**What you need to do:** Go through the data and copy every line exactly, but not the images.

**Available data:**
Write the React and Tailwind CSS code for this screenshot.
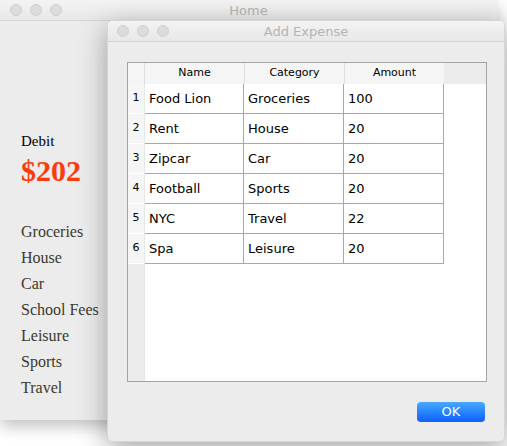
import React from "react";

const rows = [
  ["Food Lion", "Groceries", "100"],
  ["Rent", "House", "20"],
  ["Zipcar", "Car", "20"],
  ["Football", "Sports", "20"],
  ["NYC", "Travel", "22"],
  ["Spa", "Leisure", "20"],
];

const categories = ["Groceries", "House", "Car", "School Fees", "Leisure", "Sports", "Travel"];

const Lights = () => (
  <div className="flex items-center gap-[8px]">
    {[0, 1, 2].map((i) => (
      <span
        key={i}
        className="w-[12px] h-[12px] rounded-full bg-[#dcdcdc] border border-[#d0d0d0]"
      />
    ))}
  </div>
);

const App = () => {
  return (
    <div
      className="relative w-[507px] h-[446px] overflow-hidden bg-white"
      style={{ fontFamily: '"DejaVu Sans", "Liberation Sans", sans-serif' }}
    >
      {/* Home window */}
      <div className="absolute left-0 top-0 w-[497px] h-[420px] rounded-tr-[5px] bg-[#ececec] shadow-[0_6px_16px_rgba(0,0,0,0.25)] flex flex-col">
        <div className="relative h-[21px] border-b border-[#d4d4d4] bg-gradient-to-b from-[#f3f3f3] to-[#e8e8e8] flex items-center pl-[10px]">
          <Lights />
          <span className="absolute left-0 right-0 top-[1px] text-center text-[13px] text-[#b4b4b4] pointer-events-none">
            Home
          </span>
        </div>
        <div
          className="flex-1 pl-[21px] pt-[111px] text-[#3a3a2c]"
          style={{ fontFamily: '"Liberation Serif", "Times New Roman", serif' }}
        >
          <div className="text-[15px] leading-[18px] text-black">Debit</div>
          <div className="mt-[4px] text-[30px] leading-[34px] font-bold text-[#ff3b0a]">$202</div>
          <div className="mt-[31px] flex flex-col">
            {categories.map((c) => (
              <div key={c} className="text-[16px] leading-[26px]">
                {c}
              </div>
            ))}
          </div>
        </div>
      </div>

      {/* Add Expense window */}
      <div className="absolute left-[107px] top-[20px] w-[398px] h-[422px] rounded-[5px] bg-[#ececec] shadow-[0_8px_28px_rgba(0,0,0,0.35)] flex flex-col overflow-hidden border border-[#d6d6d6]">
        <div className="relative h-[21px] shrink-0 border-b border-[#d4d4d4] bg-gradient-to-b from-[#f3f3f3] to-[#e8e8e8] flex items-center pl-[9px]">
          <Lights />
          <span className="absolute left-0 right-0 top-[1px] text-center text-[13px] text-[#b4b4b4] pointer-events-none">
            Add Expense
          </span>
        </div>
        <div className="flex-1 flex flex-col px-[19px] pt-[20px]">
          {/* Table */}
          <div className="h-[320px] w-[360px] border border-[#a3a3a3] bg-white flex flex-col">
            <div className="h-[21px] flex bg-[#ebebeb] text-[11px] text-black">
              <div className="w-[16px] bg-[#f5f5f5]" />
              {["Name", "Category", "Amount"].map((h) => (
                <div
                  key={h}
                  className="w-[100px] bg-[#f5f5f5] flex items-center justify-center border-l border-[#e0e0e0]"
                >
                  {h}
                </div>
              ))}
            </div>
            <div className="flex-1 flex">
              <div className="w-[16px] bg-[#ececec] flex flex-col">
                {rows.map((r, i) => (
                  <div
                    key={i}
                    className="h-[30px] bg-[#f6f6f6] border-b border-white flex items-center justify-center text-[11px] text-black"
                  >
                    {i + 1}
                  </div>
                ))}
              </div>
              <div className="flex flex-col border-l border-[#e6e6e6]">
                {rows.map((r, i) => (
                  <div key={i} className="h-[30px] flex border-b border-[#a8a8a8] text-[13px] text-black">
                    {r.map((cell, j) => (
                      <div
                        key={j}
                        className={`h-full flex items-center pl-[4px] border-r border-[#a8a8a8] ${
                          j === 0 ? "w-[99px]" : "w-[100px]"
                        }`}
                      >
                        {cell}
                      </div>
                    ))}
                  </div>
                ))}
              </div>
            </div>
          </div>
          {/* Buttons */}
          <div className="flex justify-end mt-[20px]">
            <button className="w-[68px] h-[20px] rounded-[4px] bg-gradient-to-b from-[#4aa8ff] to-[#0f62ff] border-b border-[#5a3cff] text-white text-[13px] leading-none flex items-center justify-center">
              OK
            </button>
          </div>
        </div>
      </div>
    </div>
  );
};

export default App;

**Response:**
Write the React and Tailwind CSS code for this screenshot.
import React from "react";

const rows = [
  ["Food Lion", "Groceries", "100"],
  ["Rent", "House", "20"],
  ["Zipcar", "Car", "20"],
  ["Football", "Sports", "20"],
  ["NYC", "Travel", "22"],
  ["Spa", "Leisure", "20"],
];

const categories = ["Groceries", "House", "Car", "School Fees", "Leisure", "Sports", "Travel"];

const Lights = () => (
  <div className="flex items-center gap-[8px]">
    {[0, 1, 2].map((i) => (
      <span
        key={i}
        className="w-[12px] h-[12px] rounded-full bg-[#dcdcdc] border border-[#d0d0d0]"
      />
    ))}
  </div>
);

const App = () => {
  return (
    <div
      className="relative w-[507px] h-[446px] overflow-hidden bg-white"
      style={{ fontFamily: '"DejaVu Sans", "Liberation Sans", sans-serif' }}
    >
      {/* Home window */}
      <div className="absolute left-0 top-0 w-[497px] h-[420px] rounded-tr-[5px] bg-[#ececec] shadow-[0_6px_16px_rgba(0,0,0,0.25)] flex flex-col">
        <div className="relative h-[21px] border-b border-[#d4d4d4] bg-gradient-to-b from-[#f3f3f3] to-[#e8e8e8] flex items-center pl-[10px]">
          <Lights />
          <span className="absolute left-0 right-0 top-[1px] text-center text-[13px] text-[#b4b4b4] pointer-events-none">
            Home
          </span>
        </div>
        <div
          className="flex-1 pl-[21px] pt-[111px] text-[#3a3a2c]"
          style={{ fontFamily: '"Liberation Serif", "Times New Roman", serif' }}
        >
          <div className="text-[15px] leading-[18px] text-black">Debit</div>
          <div className="mt-[4px] text-[30px] leading-[34px] font-bold text-[#ff3b0a]">$202</div>
          <div className="mt-[31px] flex flex-col">
            {categories.map((c) => (
              <div key={c} className="text-[16px] leading-[26px]">
                {c}
              </div>
            ))}
          </div>
        </div>
      </div>

      {/* Add Expense window */}
      <div className="absolute left-[107px] top-[20px] w-[398px] h-[422px] rounded-[5px] bg-[#ececec] shadow-[0_8px_28px_rgba(0,0,0,0.35)] flex flex-col overflow-hidden border border-[#d6d6d6]">
        <div className="relative h-[21px] shrink-0 border-b border-[#d4d4d4] bg-gradient-to-b from-[#f3f3f3] to-[#e8e8e8] flex items-center pl-[9px]">
          <Lights />
          <span className="absolute left-0 right-0 top-[1px] text-center text-[13px] text-[#b4b4b4] pointer-events-none">
            Add Expense
          </span>
        </div>
        <div className="flex-1 flex flex-col px-[19px] pt-[20px]">
          {/* Table */}
          <div className="h-[320px] w-[360px] border border-[#a3a3a3] bg-white flex flex-col">
            <div className="h-[21px] flex bg-[#ebebeb] text-[11px] text-black">
              <div className="w-[16px] bg-[#f5f5f5]" />
              {["Name", "Category", "Amount"].map((h) => (
                <div
                  key={h}
                  className="w-[100px] bg-[#f5f5f5] flex items-center justify-center border-l border-[#e0e0e0]"
                >
                  {h}
                </div>
              ))}
            </div>
            <div className="flex-1 flex">
              <div className="w-[16px] bg-[#ececec] flex flex-col">
                {rows.map((r, i) => (
                  <div
                    key={i}
                    className="h-[30px] bg-[#f6f6f6] border-b border-white flex items-center justify-center text-[11px] text-black"
                  >
                    {i + 1}
                  </div>
                ))}
              </div>
              <div className="flex flex-col border-l border-[#e6e6e6]">
                {rows.map((r, i) => (
                  <div key={i} className="h-[30px] flex border-b border-[#a8a8a8] text-[13px] text-black">
                    {r.map((cell, j) => (
                      <div
                        key={j}
                        className={`h-full flex items-center pl-[4px] border-r border-[#a8a8a8] ${
                          j === 0 ? "w-[99px]" : "w-[100px]"
                        }`}
                      >
                        {cell}
                      </div>
                    ))}
                  </div>
                ))}
              </div>
            </div>
          </div>
          {/* Buttons */}
          <div className="flex justify-end mt-[20px]">
            <button className="w-[68px] h-[20px] rounded-[4px] bg-gradient-to-b from-[#4aa8ff] to-[#0f62ff] border-b border-[#5a3cff] text-white text-[13px] leading-none flex items-center justify-center">
              OK
            </button>
          </div>
        </div>
      </div>
    </div>
  );
};

export default App;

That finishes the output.